Quote the listing below in its entirety.
begin Data block
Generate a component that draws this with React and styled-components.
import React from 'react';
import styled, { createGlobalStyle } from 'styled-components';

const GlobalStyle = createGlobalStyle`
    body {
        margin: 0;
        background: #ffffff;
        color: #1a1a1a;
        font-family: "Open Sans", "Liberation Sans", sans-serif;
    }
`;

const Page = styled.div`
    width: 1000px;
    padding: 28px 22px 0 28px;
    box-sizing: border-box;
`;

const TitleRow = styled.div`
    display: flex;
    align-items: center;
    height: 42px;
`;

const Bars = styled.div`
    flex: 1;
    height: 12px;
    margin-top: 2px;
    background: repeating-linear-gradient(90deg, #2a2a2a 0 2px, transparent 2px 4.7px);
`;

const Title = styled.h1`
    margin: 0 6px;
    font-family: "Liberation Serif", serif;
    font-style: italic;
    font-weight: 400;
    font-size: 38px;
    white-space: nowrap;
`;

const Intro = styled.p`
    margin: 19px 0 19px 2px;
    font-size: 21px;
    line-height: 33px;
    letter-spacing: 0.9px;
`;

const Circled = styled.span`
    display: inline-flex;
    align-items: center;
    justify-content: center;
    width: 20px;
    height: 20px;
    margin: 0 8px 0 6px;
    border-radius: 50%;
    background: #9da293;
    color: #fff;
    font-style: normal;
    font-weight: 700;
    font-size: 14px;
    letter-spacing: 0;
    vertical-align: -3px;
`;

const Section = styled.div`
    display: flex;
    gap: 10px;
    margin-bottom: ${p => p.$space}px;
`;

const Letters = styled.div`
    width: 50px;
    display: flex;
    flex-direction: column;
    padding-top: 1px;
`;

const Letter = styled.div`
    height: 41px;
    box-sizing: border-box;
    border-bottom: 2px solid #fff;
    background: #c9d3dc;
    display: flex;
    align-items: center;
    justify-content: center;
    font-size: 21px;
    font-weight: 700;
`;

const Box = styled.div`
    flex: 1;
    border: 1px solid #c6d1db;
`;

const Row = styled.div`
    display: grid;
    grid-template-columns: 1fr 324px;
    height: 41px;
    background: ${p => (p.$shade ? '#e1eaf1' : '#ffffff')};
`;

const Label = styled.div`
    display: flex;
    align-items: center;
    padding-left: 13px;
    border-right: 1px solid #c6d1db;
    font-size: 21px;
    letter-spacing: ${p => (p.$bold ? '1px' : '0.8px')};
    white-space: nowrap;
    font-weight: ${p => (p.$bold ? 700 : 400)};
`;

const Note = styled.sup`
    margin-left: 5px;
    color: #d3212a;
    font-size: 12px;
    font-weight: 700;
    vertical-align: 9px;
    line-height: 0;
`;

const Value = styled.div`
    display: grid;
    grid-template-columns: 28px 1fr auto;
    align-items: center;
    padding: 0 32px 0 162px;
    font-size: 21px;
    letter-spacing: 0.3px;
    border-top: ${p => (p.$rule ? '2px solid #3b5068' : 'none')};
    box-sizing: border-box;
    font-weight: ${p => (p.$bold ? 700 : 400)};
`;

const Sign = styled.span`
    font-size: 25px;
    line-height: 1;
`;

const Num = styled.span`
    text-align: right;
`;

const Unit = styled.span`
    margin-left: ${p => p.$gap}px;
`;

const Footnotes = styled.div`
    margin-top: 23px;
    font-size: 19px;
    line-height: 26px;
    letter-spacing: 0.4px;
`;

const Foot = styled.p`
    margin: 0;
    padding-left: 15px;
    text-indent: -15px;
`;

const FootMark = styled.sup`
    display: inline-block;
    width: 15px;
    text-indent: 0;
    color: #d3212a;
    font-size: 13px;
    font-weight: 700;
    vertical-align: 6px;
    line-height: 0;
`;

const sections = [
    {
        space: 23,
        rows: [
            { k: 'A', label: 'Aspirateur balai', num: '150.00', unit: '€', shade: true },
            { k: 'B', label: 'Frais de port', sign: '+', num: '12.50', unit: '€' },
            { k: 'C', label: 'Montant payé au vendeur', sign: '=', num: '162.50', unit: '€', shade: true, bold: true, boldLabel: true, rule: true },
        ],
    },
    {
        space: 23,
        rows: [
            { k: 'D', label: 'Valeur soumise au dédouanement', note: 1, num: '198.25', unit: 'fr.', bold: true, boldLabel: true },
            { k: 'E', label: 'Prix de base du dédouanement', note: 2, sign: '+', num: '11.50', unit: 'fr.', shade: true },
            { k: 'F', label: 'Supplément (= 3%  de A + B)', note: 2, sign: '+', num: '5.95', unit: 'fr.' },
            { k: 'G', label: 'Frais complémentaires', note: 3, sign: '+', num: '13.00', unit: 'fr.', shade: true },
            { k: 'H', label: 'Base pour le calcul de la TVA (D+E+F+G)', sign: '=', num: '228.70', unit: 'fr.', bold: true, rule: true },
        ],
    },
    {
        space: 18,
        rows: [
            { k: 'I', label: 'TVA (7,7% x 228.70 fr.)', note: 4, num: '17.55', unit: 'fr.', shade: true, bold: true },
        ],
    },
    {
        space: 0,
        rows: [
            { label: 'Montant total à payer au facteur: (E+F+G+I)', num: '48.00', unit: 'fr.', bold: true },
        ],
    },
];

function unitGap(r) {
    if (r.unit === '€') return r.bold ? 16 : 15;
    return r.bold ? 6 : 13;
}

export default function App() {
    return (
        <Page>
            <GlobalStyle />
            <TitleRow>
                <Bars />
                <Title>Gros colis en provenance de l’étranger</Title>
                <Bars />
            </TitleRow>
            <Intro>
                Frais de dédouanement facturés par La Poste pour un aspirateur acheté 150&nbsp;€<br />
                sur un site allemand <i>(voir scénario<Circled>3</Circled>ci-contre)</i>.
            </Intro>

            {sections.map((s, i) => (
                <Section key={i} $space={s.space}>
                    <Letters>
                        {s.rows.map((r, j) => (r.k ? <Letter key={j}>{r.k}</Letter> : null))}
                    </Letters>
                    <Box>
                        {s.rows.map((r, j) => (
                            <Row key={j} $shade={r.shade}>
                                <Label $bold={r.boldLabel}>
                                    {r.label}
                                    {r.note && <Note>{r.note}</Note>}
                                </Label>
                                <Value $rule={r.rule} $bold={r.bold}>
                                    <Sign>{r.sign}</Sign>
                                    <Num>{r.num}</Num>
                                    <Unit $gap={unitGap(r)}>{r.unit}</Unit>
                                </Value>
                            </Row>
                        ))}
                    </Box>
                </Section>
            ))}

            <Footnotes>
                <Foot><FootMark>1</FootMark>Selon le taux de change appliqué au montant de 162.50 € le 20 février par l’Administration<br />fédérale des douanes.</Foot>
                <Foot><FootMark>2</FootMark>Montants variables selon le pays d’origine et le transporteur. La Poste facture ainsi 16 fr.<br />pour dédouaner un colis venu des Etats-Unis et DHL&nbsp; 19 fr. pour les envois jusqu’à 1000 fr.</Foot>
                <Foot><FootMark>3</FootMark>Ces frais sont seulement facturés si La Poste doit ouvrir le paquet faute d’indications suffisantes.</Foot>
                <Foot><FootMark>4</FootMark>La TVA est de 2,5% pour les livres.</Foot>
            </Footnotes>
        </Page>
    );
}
end Data block
▸ **Solved exercise**
Generate a component that draws this with React and styled-components.
import React from 'react';
import styled, { createGlobalStyle } from 'styled-components';

const GlobalStyle = createGlobalStyle`
    body {
        margin: 0;
        background: #ffffff;
        color: #1a1a1a;
        font-family: "Open Sans", "Liberation Sans", sans-serif;
    }
`;

const Page = styled.div`
    width: 1000px;
    padding: 28px 22px 0 28px;
    box-sizing: border-box;
`;

const TitleRow = styled.div`
    display: flex;
    align-items: center;
    height: 42px;
`;

const Bars = styled.div`
    flex: 1;
    height: 12px;
    margin-top: 2px;
    background: repeating-linear-gradient(90deg, #2a2a2a 0 2px, transparent 2px 4.7px);
`;

const Title = styled.h1`
    margin: 0 6px;
    font-family: "Liberation Serif", serif;
    font-style: italic;
    font-weight: 400;
    font-size: 38px;
    white-space: nowrap;
`;

const Intro = styled.p`
    margin: 19px 0 19px 2px;
    font-size: 21px;
    line-height: 33px;
    letter-spacing: 0.9px;
`;

const Circled = styled.span`
    display: inline-flex;
    align-items: center;
    justify-content: center;
    width: 20px;
    height: 20px;
    margin: 0 8px 0 6px;
    border-radius: 50%;
    background: #9da293;
    color: #fff;
    font-style: normal;
    font-weight: 700;
    font-size: 14px;
    letter-spacing: 0;
    vertical-align: -3px;
`;

const Section = styled.div`
    display: flex;
    gap: 10px;
    margin-bottom: ${p => p.$space}px;
`;

const Letters = styled.div`
    width: 50px;
    display: flex;
    flex-direction: column;
    padding-top: 1px;
`;

const Letter = styled.div`
    height: 41px;
    box-sizing: border-box;
    border-bottom: 2px solid #fff;
    background: #c9d3dc;
    display: flex;
    align-items: center;
    justify-content: center;
    font-size: 21px;
    font-weight: 700;
`;

const Box = styled.div`
    flex: 1;
    border: 1px solid #c6d1db;
`;

const Row = styled.div`
    display: grid;
    grid-template-columns: 1fr 324px;
    height: 41px;
    background: ${p => (p.$shade ? '#e1eaf1' : '#ffffff')};
`;

const Label = styled.div`
    display: flex;
    align-items: center;
    padding-left: 13px;
    border-right: 1px solid #c6d1db;
    font-size: 21px;
    letter-spacing: ${p => (p.$bold ? '1px' : '0.8px')};
    white-space: nowrap;
    font-weight: ${p => (p.$bold ? 700 : 400)};
`;

const Note = styled.sup`
    margin-left: 5px;
    color: #d3212a;
    font-size: 12px;
    font-weight: 700;
    vertical-align: 9px;
    line-height: 0;
`;

const Value = styled.div`
    display: grid;
    grid-template-columns: 28px 1fr auto;
    align-items: center;
    padding: 0 32px 0 162px;
    font-size: 21px;
    letter-spacing: 0.3px;
    border-top: ${p => (p.$rule ? '2px solid #3b5068' : 'none')};
    box-sizing: border-box;
    font-weight: ${p => (p.$bold ? 700 : 400)};
`;

const Sign = styled.span`
    font-size: 25px;
    line-height: 1;
`;

const Num = styled.span`
    text-align: right;
`;

const Unit = styled.span`
    margin-left: ${p => p.$gap}px;
`;

const Footnotes = styled.div`
    margin-top: 23px;
    font-size: 19px;
    line-height: 26px;
    letter-spacing: 0.4px;
`;

const Foot = styled.p`
    margin: 0;
    padding-left: 15px;
    text-indent: -15px;
`;

const FootMark = styled.sup`
    display: inline-block;
    width: 15px;
    text-indent: 0;
    color: #d3212a;
    font-size: 13px;
    font-weight: 700;
    vertical-align: 6px;
    line-height: 0;
`;

const sections = [
    {
        space: 23,
        rows: [
            { k: 'A', label: 'Aspirateur balai', num: '150.00', unit: '€', shade: true },
            { k: 'B', label: 'Frais de port', sign: '+', num: '12.50', unit: '€' },
            { k: 'C', label: 'Montant payé au vendeur', sign: '=', num: '162.50', unit: '€', shade: true, bold: true, boldLabel: true, rule: true },
        ],
    },
    {
        space: 23,
        rows: [
            { k: 'D', label: 'Valeur soumise au dédouanement', note: 1, num: '198.25', unit: 'fr.', bold: true, boldLabel: true },
            { k: 'E', label: 'Prix de base du dédouanement', note: 2, sign: '+', num: '11.50', unit: 'fr.', shade: true },
            { k: 'F', label: 'Supplément (= 3%  de A + B)', note: 2, sign: '+', num: '5.95', unit: 'fr.' },
            { k: 'G', label: 'Frais complémentaires', note: 3, sign: '+', num: '13.00', unit: 'fr.', shade: true },
            { k: 'H', label: 'Base pour le calcul de la TVA (D+E+F+G)', sign: '=', num: '228.70', unit: 'fr.', bold: true, rule: true },
        ],
    },
    {
        space: 18,
        rows: [
            { k: 'I', label: 'TVA (7,7% x 228.70 fr.)', note: 4, num: '17.55', unit: 'fr.', shade: true, bold: true },
        ],
    },
    {
        space: 0,
        rows: [
            { label: 'Montant total à payer au facteur: (E+F+G+I)', num: '48.00', unit: 'fr.', bold: true },
        ],
    },
];

function unitGap(r) {
    if (r.unit === '€') return r.bold ? 16 : 15;
    return r.bold ? 6 : 13;
}

export default function App() {
    return (
        <Page>
            <GlobalStyle />
            <TitleRow>
                <Bars />
                <Title>Gros colis en provenance de l’étranger</Title>
                <Bars />
            </TitleRow>
            <Intro>
                Frais de dédouanement facturés par La Poste pour un aspirateur acheté 150&nbsp;€<br />
                sur un site allemand <i>(voir scénario<Circled>3</Circled>ci-contre)</i>.
            </Intro>

            {sections.map((s, i) => (
                <Section key={i} $space={s.space}>
                    <Letters>
                        {s.rows.map((r, j) => (r.k ? <Letter key={j}>{r.k}</Letter> : null))}
                    </Letters>
                    <Box>
                        {s.rows.map((r, j) => (
                            <Row key={j} $shade={r.shade}>
                                <Label $bold={r.boldLabel}>
                                    {r.label}
                                    {r.note && <Note>{r.note}</Note>}
                                </Label>
                                <Value $rule={r.rule} $bold={r.bold}>
                                    <Sign>{r.sign}</Sign>
                                    <Num>{r.num}</Num>
                                    <Unit $gap={unitGap(r)}>{r.unit}</Unit>
                                </Value>
                            </Row>
                        ))}
                    </Box>
                </Section>
            ))}

            <Footnotes>
                <Foot><FootMark>1</FootMark>Selon le taux de change appliqué au montant de 162.50 € le 20 février par l’Administration<br />fédérale des douanes.</Foot>
                <Foot><FootMark>2</FootMark>Montants variables selon le pays d’origine et le transporteur. La Poste facture ainsi 16 fr.<br />pour dédouaner un colis venu des Etats-Unis et DHL&nbsp; 19 fr. pour les envois jusqu’à 1000 fr.</Foot>
                <Foot><FootMark>3</FootMark>Ces frais sont seulement facturés si La Poste doit ouvrir le paquet faute d’indications suffisantes.</Foot>
                <Foot><FootMark>4</FootMark>La TVA est de 2,5% pour les livres.</Foot>
            </Footnotes>
        </Page>
    );
}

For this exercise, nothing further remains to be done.